Escape for a while into the world of these horrible, vapid people, and let the phenomenal performances by the likes of Kidman, Woodley, Dern, and especially Witherspoon delight and distract you. It’s their respective star turns that keep you from being bored by the otherwise monotonous show—which is a pretty ridiculous detractor for a thriller about a murder.
Big Little Lies is a literal title, about the lies both big and small that people tell others and themselves in order to make them feel complacent or, at least, satisfied in the bubbles they’ve painstakingly enclosed themselves in.
Is your husband abusive, as Kidman’s Celeste wonders, or merely passionate? Can you escape your past, as Woodley’s Jane is desperate to do? Or, in the case of Madeline, might a scorched-earth play at being Queen Bee leave you burnt as well?
The series’ seven episodes kick off with the revelation of a murder at a school fundraiser.
The narrative is then told in flashbacks with behind-the-curtain looks into the sordid lives of the players we’re to assume are somehow involved with the murder, interspersed with community bystanders and gossips being interrogated by detectives—spilling the tea, as it were, about what these women and families were really like.
It’s a rather clever conceit. The catty whisperings of the parents being interviewed, written with the kind of campy glee that Kelley used so well on Ally McBeal and The Practice, offers their judgments on the protagonists.
“She wanted to be Betty Grable. She ended up Betty Crocker,” is one snide take on Madeline. Or the observation that Celeste’s husband is younger than her, so “she must be pretty, you know, in the bedroom.” Then there’s Jane. “Jane just didn’t fit here. Kind of like a dirty old Prius parked outside of Barneys.”
Meanwhile, you’re actually getting to know these women through the flashbacks, getting glimpses at what’s going on behind closed doors or inside their psyches that causes them to outwardly exhibit the behavior that’s being judged.
Because we know something happened at that fundraiser, but not exactly what, and because each parent seems to be racing on a hamster wheel to prove their perfection, the dialogue is dripping with entertaining winks and nods at the audience.
“This is Monterey. We pound each other with nice,” Madeline tells Jane when they first meet. “To death,” Celeste adds. Boom.
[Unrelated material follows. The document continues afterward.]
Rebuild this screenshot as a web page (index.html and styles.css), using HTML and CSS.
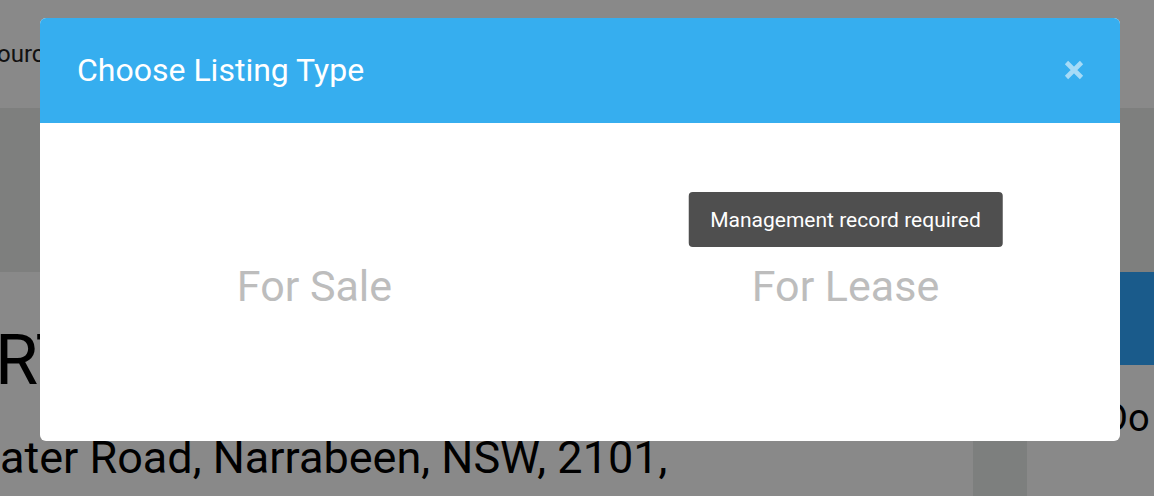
FILE: index.html
```html
<!DOCTYPE html>
<html lang="en">
<head>
<meta charset="utf-8">
<title>Choose Listing Type</title>
<link rel="stylesheet" href="styles.css">
</head>
<body>
<div class="page">
  <header class="topbar"><span class="crumb">ourc</span></header>
  <div class="band"></div>
  <div class="content">
    <div class="main">
      <h1 class="title">RT</h1>
      <p class="address">ater Road, Narrabeen, NSW, 2101,</p>
    </div>
    <div class="side">
      <div class="side-col"></div>
      <div class="side-panel">
        <div class="side-btn"></div>
        <p class="side-text">Do</p>
      </div>
    </div>
  </div>
</div>

<div class="modal">
  <div class="modal-header">
    <h2 class="modal-title">Choose Listing Type</h2>
    <button class="close" aria-label="Close">
      <svg width="20" height="20" viewBox="0 0 20 20"><path d="M2.5 2.5 L17.5 17.5 M17.5 2.5 L2.5 17.5" stroke="#a6dbf7" stroke-width="4.6" stroke-linecap="butt"/></svg>
    </button>
  </div>
  <div class="modal-body">
    <div class="option"><span class="option-label">For Sale</span></div>
    <div class="option">
      <span class="option-label">For Lease
        <span class="tooltip">Management record required</span>
      </span>
    </div>
  </div>
</div>
</body>
</html>
```
FILE: styles.css
```css
* { box-sizing: border-box; }
html, body { margin: 0; padding: 0; }
body {
  width: 1154px;
  height: 496px;
  overflow: hidden;
  background: #898989;
  font-family: Roboto, "Liberation Sans", sans-serif;
  color: #000;
  position: relative;
}
.page { display: flex; flex-direction: column; }
.topbar {
  height: 108px;
  background: #898989;
  display: flex;
  align-items: flex-start;
  padding-top: 40px;
}
.crumb {
  font-size: 24px;
  line-height: 1.2;
  color: #111;
  margin-left: -3px;
}
.band { height: 164px; background: #7e7f7e; }
.content { display: flex; height: 224px; }
.main { width: 973px; flex-shrink: 0; }
.title {
  margin: 46px 0 0 -5px;
  font-size: 70px;
  font-weight: 400;
  line-height: 1.2;
}
.address {
  margin: 29px 0 0 0;
  font-size: 45px;
  line-height: 1.2;
  white-space: nowrap;
}
.side { display: flex; flex: 1; min-width: 0; }
.side-col { width: 54px; flex-shrink: 0; background: #7d7f7e; }
.side-panel { flex: 1; min-width: 0; padding-left: 13px; }
.side-btn { height: 93px; background: #1a5b8b; }
.side-text {
  margin: 31px 0 0 63px;
  font-size: 38px;
  line-height: 1.2;
  white-space: nowrap;
}

.modal {
  position: absolute;
  left: 40px;
  top: 18px;
  width: 1080px;
  height: 423px;
  background: #fff;
  border-radius: 6px;
  overflow: hidden;
  display: flex;
  flex-direction: column;
}
.modal-header {
  height: 105px;
  background: #36aeef;
  display: flex;
  align-items: flex-start;
  justify-content: space-between;
  padding: 33px 36px 0 37px;
}
.modal-title {
  margin: 0;
  font-size: 32px;
  font-weight: 400;
  line-height: 1.2;
  color: #fff;
}
.close {
  border: 0;
  background: none;
  padding: 0;
  margin-top: 9px;
  width: 20px;
  height: 20px;
  display: flex;
}
.modal-body {
  flex: 1;
  display: flex;
  padding: 138px 9px 0;
}
.option { flex: 1; display: flex; justify-content: center; align-items: flex-start; }
.option-label {
  position: relative;
  font-size: 43px;
  line-height: 1.2;
  color: #bdbdbd;
}
.tooltip {
  position: absolute;
  bottom: 100%;
  left: 50%;
  transform: translateX(-50%);
  margin-bottom: 14px;
  white-space: nowrap;
  background: #4f4f4f;
  color: #fff;
  font-size: 21px;
  line-height: 24px;
  padding: 15.5px 22px;
  border-radius: 4px;
}
```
Through the detective interviews, we’re eventually given enough information to learn that the murderous incident stems back to orientation day. When the first grade teacher gathers the parents and kids to tell them that the daughter of Laura Dern’s Renata has been strangled by another student, it turns into a bizarre, hard-to-watch hideous public shaming. The girl is asked to point out who did it to her. She points at Jane’s son. He denies it. Some parents, including Madeline, rally in support of Jane, others in support of Renata. The battle lines are drawn.
Over the course of the four episodes that critics were given, not much more is revealed in terms of what happened that day at school or the murder at the fundraiser.
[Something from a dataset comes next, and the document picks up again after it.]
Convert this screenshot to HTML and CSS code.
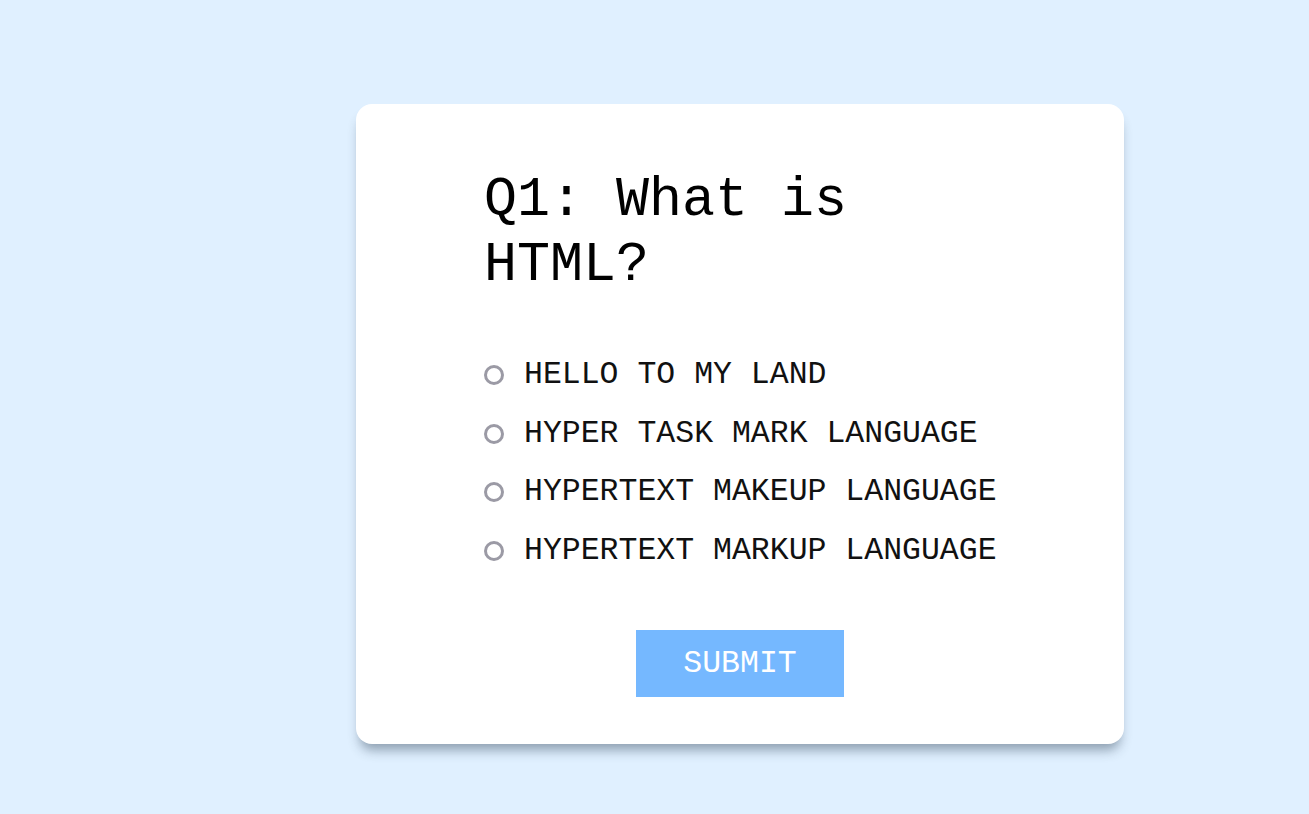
FILE: index.html
```html
<!DOCTYPE html>
<html>
<head>
<meta charset="utf-8">
<link rel="stylesheet" href="styles.css">
</head>
<body>
<main class="page">
  <section class="card">
    <div class="content">
      <h1 class="question">Q1: What is HTML?</h1>
      <ul class="options">
        <li class="option"><span class="radio"></span><span class="label">HELLO TO MY LAND</span></li>
        <li class="option"><span class="radio"></span><span class="label">HYPER TASK MARK LANGUAGE</span></li>
        <li class="option"><span class="radio"></span><span class="label">HYPERTEXT MAKEUP LANGUAGE</span></li>
        <li class="option"><span class="radio"></span><span class="label">HYPERTEXT MARKUP LANGUAGE</span></li>
      </ul>
    </div>
    <div class="actions">
      <button class="submit">SUBMIT</button>
    </div>
  </section>
</main>
</body>
</html>
```
FILE: styles.css
```css
html, body {
  margin: 0;
  padding: 0;
  background: #e0f0ff;
  font-family: "Courier New", "Liberation Mono", monospace;
}
.page {
  display: flex;
  padding: 104px 0 0 356px;
  min-height: 814px;
  box-sizing: border-box;
}
.card {
  width: 768px;
  height: 640px;
  box-sizing: border-box;
  background: #ffffff;
  border-radius: 16px;
  box-shadow: 0 10px 12px -4px rgba(40, 60, 80, 0.45);
  padding: 64px 128px 0;
  display: flex;
  flex-direction: column;
}
.question {
  margin: 0;
  font-weight: normal;
  font-size: 55px;
  line-height: 65px;
  color: #000;
  width: 440px;
}
.options {
  list-style: none;
  margin: 59px 0 0;
  padding: 0;
  display: flex;
  flex-direction: column;
  gap: 22.5px;
}
.option {
  display: flex;
  align-items: center;
  gap: 20px;
  font-size: 31.5px;
  line-height: 36px;
  color: #111;
  white-space: nowrap;
}
.radio {
  width: 14px;
  height: 14px;
  border: 3px solid #9b9aa5;
  border-radius: 50%;
  flex: none;
}
.actions {
  display: flex;
  justify-content: center;
  margin-top: 61px;
}
.submit {
  font-family: inherit;
  font-size: 31.5px;
  color: #ffffff;
  background: #75b8ff;
  border: none;
  width: 208px;
  height: 67px;
  padding: 0;
}
```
Sure, we venture deeper into these women’s lives, which is fascinating in its own right and raises provocative questions. These are women who have desires, who have hot sex and scary sex and sex that’s used for bargaining and sex that’s used for pleasure. They’re confident and ambitious, and resigned and dissatisfied. They are steadfast in their crusades, but second-guess every move in ways they could never admit.
And they do it all while gliding fabulously through director Jean-Marc Valée’s swoon-worthy shots of Monterey’s opulent seaside life, and with hilarious dialogue that always stops just short of too on-the-nose. (“Women,” Skarsgard’s Perry tells Celeste. “You all want to be the envy of all your friends. But god forbid you garner too much of it.”)
But, again, this is a murder thriller. A murder thriller that, somehow, lacks any suspense.
There’s nothing carrying you from one episode to the next other than the simple pleasure of watching Witherspoon gesticulate with an Olivia Pope-sized glass of red wine while a fire flickers in front of her, tossing her flatiron-straight hair over her shoulder and barking at Laura Dern, “Get laid, bitch!”
Yet for gasp-inducing moments of excitement—be it another brilliant Witherspoon line reading or a steamy Kidman sex scene—there’s a repetitiveness that, much like the crashing ocean waves that soundtracks the show, draws you into a lull.
There’s a murder ostensibly waiting to be solved, but you end up being more concerned with whether Jane’s little boy really was bullying Renata’s little girl. Whether Celeste will leave her abusive husband. Whether Madeline’s community theatre production of Avenue Q will actually go on. (This plot line is ridiculous and it knows it, thereby making it my favorite.)
In some ways Big Little Lies is a modern-day Desperate Housewives. In some ways it’s a more pedigreed and well-executed version of The Slap.
You watch and might live in constant fear that the whole thing is about to devolve into tired clichés about competitive women and restless housewives, which it avoids each time it takes you home with one of them and gives you alone time with her to learn about her complications.
It actually might even be TV’s best rebuttal to those tropes, focusing on characters who are positively liberated by those clichés they unabashedly inhabit and others they throw their middle fingers at.
And Witherspoon? So great at flipping the bird.